Given request: Starting with the first line of the data below, copy each line up to and including the one containing "const credits = 7171". Pictures stay out.

** Start of Source material **

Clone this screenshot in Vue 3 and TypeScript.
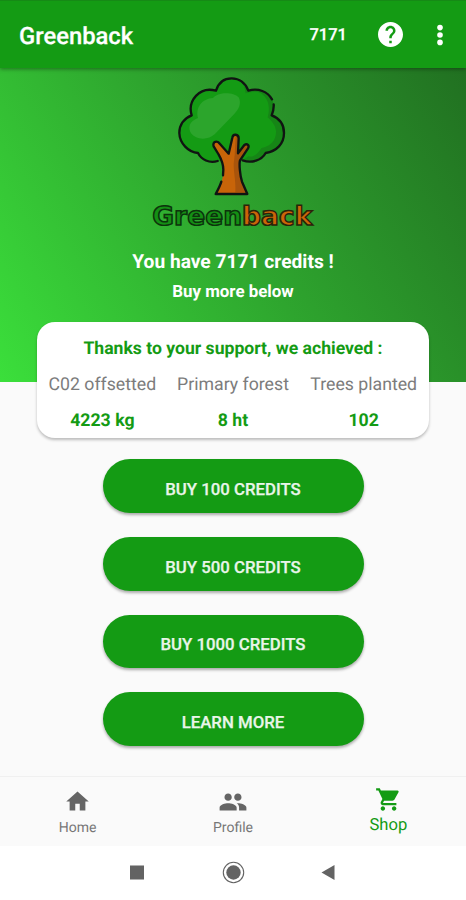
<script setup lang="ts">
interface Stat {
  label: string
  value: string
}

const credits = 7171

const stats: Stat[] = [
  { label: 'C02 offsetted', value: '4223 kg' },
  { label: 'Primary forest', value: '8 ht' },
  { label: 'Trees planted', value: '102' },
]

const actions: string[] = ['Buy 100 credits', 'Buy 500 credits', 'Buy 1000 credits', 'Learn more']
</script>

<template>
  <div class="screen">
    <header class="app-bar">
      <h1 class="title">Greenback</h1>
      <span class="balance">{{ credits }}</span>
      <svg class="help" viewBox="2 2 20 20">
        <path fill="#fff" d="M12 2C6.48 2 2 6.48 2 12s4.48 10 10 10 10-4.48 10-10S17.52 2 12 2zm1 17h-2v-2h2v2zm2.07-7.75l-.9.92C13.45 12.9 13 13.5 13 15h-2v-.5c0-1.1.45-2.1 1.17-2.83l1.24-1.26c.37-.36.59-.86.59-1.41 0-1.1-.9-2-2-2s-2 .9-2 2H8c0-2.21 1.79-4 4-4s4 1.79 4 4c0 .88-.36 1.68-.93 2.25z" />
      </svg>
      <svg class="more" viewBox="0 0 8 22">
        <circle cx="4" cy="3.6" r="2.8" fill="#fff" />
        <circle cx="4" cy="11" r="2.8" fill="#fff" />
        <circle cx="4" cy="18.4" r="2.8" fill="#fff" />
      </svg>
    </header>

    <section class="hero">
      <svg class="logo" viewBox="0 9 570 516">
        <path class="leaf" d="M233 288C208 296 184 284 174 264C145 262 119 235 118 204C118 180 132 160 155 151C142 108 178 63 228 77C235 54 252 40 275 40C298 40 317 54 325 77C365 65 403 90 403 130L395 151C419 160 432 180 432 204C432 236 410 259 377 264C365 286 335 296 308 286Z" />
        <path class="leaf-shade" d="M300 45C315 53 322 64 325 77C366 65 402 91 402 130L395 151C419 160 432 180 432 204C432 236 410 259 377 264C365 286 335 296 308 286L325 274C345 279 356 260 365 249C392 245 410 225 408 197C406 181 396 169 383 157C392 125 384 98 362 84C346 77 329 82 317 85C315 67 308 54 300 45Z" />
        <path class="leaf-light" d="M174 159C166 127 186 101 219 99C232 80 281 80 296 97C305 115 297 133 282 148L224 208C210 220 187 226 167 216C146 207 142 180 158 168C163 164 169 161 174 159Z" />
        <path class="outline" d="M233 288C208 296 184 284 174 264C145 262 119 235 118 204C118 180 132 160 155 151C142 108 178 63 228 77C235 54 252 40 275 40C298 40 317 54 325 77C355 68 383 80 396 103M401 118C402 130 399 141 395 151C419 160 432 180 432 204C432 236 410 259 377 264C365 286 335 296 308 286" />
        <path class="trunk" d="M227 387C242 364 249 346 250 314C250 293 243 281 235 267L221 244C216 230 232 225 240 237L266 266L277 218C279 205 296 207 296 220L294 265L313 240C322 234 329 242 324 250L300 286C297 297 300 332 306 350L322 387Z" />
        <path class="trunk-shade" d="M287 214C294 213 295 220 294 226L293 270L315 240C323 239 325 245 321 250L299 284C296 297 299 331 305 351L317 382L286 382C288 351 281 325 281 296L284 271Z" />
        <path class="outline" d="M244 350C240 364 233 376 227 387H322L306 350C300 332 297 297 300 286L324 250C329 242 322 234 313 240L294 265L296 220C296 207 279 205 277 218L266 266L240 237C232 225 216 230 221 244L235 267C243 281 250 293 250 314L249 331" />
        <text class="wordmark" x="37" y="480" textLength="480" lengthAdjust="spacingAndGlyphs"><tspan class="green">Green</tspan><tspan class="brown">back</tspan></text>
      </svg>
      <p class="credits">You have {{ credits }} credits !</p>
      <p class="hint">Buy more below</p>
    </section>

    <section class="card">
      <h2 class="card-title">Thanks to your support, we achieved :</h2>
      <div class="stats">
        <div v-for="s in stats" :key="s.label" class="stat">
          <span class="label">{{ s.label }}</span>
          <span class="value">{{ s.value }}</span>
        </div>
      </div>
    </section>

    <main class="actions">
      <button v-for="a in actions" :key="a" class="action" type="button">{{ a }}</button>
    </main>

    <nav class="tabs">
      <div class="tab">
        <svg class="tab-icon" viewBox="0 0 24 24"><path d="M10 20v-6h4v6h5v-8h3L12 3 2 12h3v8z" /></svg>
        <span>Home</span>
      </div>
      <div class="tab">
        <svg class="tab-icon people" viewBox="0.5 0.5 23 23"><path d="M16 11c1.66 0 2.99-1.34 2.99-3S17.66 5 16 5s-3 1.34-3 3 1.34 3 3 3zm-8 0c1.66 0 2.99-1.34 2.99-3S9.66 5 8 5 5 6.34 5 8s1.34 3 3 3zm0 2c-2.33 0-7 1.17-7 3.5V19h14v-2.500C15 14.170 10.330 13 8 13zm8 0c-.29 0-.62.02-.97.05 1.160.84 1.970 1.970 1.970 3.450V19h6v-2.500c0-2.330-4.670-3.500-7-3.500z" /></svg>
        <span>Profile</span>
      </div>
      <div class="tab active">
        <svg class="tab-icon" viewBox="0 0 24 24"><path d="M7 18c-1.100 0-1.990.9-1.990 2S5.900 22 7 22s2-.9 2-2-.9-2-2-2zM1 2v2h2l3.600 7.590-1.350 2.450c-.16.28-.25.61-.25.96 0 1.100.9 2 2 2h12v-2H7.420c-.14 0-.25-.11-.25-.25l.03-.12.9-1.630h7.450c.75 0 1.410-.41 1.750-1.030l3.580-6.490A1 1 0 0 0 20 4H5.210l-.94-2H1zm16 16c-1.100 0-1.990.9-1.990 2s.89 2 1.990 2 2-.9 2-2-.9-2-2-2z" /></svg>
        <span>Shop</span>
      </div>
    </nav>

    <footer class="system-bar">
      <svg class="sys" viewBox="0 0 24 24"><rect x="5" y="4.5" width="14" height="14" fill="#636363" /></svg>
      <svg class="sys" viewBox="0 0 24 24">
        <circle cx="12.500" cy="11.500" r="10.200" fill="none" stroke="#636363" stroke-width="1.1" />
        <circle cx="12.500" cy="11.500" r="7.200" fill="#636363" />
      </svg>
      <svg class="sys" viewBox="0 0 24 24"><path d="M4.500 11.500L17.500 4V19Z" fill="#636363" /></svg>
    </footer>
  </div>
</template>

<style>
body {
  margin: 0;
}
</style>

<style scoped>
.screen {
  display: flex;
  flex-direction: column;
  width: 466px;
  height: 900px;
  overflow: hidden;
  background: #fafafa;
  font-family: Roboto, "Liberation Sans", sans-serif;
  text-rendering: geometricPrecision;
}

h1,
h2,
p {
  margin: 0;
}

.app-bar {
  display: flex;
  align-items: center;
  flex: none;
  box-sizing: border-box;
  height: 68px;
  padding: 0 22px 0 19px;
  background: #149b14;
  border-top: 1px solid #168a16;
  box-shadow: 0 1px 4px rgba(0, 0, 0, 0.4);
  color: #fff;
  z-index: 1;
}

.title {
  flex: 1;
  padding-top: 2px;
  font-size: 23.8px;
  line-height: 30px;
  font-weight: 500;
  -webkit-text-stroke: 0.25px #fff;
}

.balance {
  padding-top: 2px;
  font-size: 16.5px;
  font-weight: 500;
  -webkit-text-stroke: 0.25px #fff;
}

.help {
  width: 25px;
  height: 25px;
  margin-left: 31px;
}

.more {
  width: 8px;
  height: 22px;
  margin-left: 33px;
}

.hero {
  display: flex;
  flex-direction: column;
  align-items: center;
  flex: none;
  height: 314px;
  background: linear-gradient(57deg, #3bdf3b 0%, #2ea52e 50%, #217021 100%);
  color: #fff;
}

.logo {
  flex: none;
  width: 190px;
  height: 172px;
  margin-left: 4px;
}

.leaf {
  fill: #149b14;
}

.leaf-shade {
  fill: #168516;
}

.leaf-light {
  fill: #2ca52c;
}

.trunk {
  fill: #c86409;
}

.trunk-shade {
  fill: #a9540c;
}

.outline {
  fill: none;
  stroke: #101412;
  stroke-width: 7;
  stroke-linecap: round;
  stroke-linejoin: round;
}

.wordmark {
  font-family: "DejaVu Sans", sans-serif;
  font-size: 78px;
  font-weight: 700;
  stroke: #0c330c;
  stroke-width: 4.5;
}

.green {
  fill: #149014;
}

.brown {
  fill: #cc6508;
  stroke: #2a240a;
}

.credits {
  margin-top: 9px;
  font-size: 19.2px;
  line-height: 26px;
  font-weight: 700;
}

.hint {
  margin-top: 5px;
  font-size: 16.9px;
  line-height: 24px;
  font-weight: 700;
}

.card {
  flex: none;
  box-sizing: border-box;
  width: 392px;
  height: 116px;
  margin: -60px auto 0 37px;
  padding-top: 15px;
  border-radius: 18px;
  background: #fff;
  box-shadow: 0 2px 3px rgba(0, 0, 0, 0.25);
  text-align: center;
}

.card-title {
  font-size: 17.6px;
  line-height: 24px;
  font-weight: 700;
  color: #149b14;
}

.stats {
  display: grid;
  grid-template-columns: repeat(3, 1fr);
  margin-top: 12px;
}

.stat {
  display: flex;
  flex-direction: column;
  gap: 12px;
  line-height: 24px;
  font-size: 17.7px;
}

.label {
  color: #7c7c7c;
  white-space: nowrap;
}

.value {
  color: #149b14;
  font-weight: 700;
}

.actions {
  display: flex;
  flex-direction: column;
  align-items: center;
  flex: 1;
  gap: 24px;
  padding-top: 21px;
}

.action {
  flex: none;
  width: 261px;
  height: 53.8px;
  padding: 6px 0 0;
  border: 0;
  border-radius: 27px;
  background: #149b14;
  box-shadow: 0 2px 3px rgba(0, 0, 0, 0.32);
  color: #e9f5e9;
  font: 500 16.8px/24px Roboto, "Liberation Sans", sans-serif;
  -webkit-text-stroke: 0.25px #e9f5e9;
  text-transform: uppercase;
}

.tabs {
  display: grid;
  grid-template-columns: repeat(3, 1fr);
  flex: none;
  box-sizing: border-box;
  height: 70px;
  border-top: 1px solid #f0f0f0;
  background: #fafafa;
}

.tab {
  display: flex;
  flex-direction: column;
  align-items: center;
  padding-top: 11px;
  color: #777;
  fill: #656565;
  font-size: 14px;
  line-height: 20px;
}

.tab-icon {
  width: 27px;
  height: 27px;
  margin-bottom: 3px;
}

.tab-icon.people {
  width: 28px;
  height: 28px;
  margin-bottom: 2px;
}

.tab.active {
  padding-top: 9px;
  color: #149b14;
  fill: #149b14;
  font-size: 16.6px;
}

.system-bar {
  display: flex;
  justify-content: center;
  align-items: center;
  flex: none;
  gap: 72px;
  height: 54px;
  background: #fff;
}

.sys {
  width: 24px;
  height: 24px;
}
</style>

** End of Source material **

Finished answer:
Clone this screenshot in Vue 3 and TypeScript.
<script setup lang="ts">
interface Stat {
  label: string
  value: string
}

const credits = 7171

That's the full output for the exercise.